A copy of the resolution shall be filed with the state tax
commission. A resolution is not effective unless approved by the
state tax commission as provided in subsection (3).
(3) Not more than 60 days after receipt of a copy of the
resolution adopted under subsection (1), the state tax commission
shall approve or disapprove the resolution. The state treasurer,
with the written concurrence of the president of the Michigan
strategic fund, shall advise the state tax commission as to whether
exempting new personal property of the eligible business is
necessary to reduce unemployment, promote economic growth, and
increase capital investment in this state.
(4) Subject to subsection (5), if an existing eligible
business sells or leases new personal property exempt under this
section to an acquiring eligible business, the exemption granted to
the existing eligible business shall continue in effect for the
period specified in the resolution adopted under subsection (1) for
the new personal property purchased or leased from the existing
eligible business by the acquiring eligible business and for any
new personal property purchased or leased by the acquiring eligible
business.
(5) After December 31, 2007, an exemption for an existing
eligible business shall continue in effect for an acquiring
eligible business under subsection (4) only if the continuation of
the exemption is approved in a resolution adopted by the governing
body of an eligible local assessing district.
(6) (4)
Notwithstanding the amendatory act that added section
2(1)(c), all of the following shall apply to an exemption under
this section that was approved by the state tax commission on or
before April 30, 1999, regardless of the effective date of the
exemption:
(a) The exemption shall be continued for the term authorized
by the resolution adopted by the governing body of the eligible
local assessing district and approved by the state tax commission
with respect to buildings and improvements constructed on leased
real property during the term of the exemption if the value of the
real property is not assessed to the owner of the buildings and
improvements.
(b) The exemption shall not be impaired or restricted with
respect to buildings and improvements constructed on leased real
property during the term of the exemption if the value of the real
property is not assessed to the owner of the buildings and
improvements.
(7) (5)
As used in this section:
(a) "Acquiring eligible business" means an eligible business
that purchases or leases assets of an existing eligible business,
including the purchase or lease of new personal property exempt
under this section, and that will conduct business operations
similar to those of the existing eligible business at the location
of the existing eligible business within the eligible district.
(b) (a)
"Eligible business" means, effective August 7, 1998, a
business engaged primarily in manufacturing, mining, research and
development, wholesale trade, or office operations. Eligible
business does not include a casino, retail establishment,
professional sports stadium, or that portion of an eligible
business used exclusively for retail sales. As used in this
subdivision, "casino" means a casino regulated by this state
pursuant
to the Michigan gaming control and revenue act, the
Initiated
Law of 1996 1996 IL 1, MCL 432.201 to 432.226, and all
property associated or affiliated with the operation of a casino,
including, but not limited to, a parking lot, hotel, motel, or
retail store.
(c) (b)
"Eligible district" means 1 or more of the following:
(i) An industrial development district as that term is defined
in 1974 PA 198, MCL 207.551 to 207.572.
(ii) A renaissance zone as that term is defined in the Michigan
renaissance zone act, 1996 PA 376, MCL 125.2681 to 125.2696.
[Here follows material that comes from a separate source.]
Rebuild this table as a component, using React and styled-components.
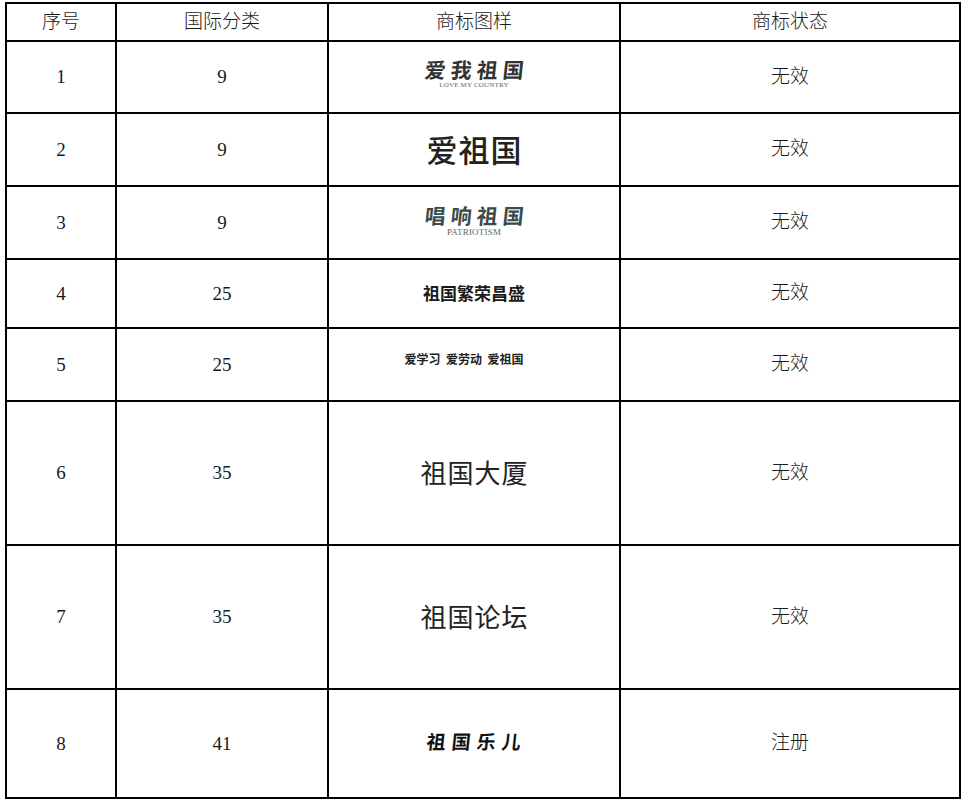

(iii) An enterprise zone as that term is defined in the
enterprise zone act, 1985 PA 224, MCL 125.2101 to 125.2123.
(iv) A brownfield redevelopment zone as that term is designated
under the brownfield redevelopment financing act, 1996 PA 381, MCL
125.2651 to 125.2672.
(v) An empowerment zone designated under subchapter U of
chapter 1 of the internal revenue code of 1986, 26 USC 1391 to
1397F.
(vi) An authority district or a development area as those terms
are defined in the tax increment finance authority act, 1980 PA
450, MCL 125.1801 to 125.1830.
(vii) An authority district as that term is defined in the
local development financing act, 1986 PA 281, MCL 125.2151 to
125.2174.
(viii) A downtown district or a development area as those terms
are defined in 1975 PA 197, MCL 125.1651 to 125.1681.
(d) (c)
"Eligible distressed area" means 1 of the following:
(i) That term as defined in section 11 of the state housing
development authority act of 1966, 1966 PA 346, MCL 125.1411.
(ii) An area that contains an eligible business as described in
section 8(5)(b)(ii) of the Michigan economic growth authority act,
1995 PA 24, MCL 207.808.
(e) (d)
"Eligible local assessing district" means a city,
village, or township that contains an eligible distressed area.
(f) "Existing eligible business" means an eligible business
identified in a resolution adopted under subsection (1) for which
an exemption has been granted under this section.
(g) (e)
"New personal property" means personal property that
was not previously subject to tax under this act and that is placed
in an eligible district after a resolution under subsection (1) is
approved by the eligible local assessing district. As used in this
subdivision, for exemptions approved by the state tax commission
under subsection (3) after April 30, 1999, new personal property
does not include buildings described in section 14(6) and personal
property described in section 8(h), (i), and (j).